Tentu ini merupakan hak politik para politisi. Sayangnya, momentum yang mereka pilih untuk meningkatkan popularitas tidaklah tepat. Di tengah kondisi pandemi, usaha para politisi yang berlomba-lomba untuk meletakan wajah mereka di setiap sudut jalan itu sama sekali tak menunjukan rasa empati terhadap penderitaan masyarakat yang kelak akan mereka butuhkan suaranya.
Memenuhi tempat-tempat publik dengan wajah mereka rasanya sudah ketinggalan zaman. Entah informasi bermanfaat apa yang bisa kita peroleh dari sederet baliho berisi wajah narsis para politisi. Ketika masyarakat butuh panduan dan bantuan nyata, adu kuat baliho para politisi menunjukan betapa berjaraknya politisi dengan realitas kehidupan masyarakat.
Fakta ini sekaligus mengkonfirmasi tingginya biaya politik seorang politisi agar bisa dikenal masyarakat hingga akhirnya dipilih. Hal ini tentu memicu para politisi terperangkap dalam perangkap elektoral, untuk menaikan elektoral diperlukan modal dan investasi besar dari para cukong.
Kondisi ini pada akhirnya membuat kebijakan yang mereka buat berorientasi pada pengembalian investasi yang seringkali bertolak belakang dengan kepentingan masyarakat.
Oleh karenanya transparansi dana politik sangatlah penting, partai politik maupun para kandidat harus melaporkan sumber pendanaan mereka dan bersedia untuk diaudit. Tanpa itu para cukong bisa menyandera para pejabat dalam setiap pembuatan kebijakan.
Indonesia harus keluar dari perangkap politik elektoral. Pemimpin tidak boleh dipilih karena mampu memasang banyak baliho di setiap sudut jalan, melainkan karena rekam jejak dan gagasan yang cemerlang
Kesan kurang empatinya para politisi yang kampanye politik di kondisi pandemi diperparah dengan minimnya peran dan kinerja para politisi, bahkan masyarakat lebih mudah menemukan baliho mereka ketimbang merasakan hasil kerja nyata mereka selama pandemi, terlebih mereka yang saat ini sedang menjabat sebagai pejabat publik.
Pandemi ini seharusnya menjadi momentum untuk para politisi yang kelak menjadi pemimpin Indonesia selanjutnya, mereka harus menunjukan kualitas mereka sebagai pelayan rakyat yang mumpuni.
Pertarungan gagasan untuk menghadirkan kesejahteraan bagi masyarakat perlu didorong agar publik bisa mengenal dan mempertimbangkan siapa yang terbaik.

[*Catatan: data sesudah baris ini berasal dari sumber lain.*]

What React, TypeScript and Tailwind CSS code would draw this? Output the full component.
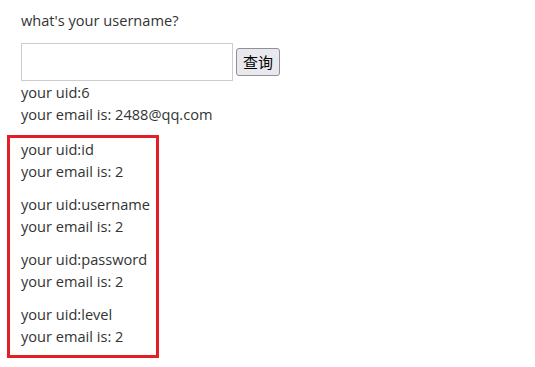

Semua itu tak bisa dilakukan lewat adu kuat pasang baliho yang berisi himbauan normatif ataupun slogan yang tak penting bagi masyarakat.
Respon publik yang cenderung negatif atas maraknya iklan politik di jalanan, seharusnya menjadi bahan refleksi bagi para politisi yang masih terus mencari kesempatan berkampanye di saat pandemi.
Pada akhirnya, masyarakat lebih membutuhkan upaya-upaya konkret dalam mengatasi pandemi beserta dampaknya. Apalagi beberapa politisi narsis tersebut masih menjabat sebagai pejabat publik yang seharusnya mereka manfaatkan untuk fokus menolong masyarakat di masa sulit ini.
Baliho adalah alat pemasaran khas para politisi, alat yang mudah diulang-ulang agar diingat masyarakat. Baliho menawarkan wajah yang tak bersuara, ini identik dengan sebagian politisi negeri ini yang diam dan tak memberi solusi atas permasalahan yang dihadapi masyarakat.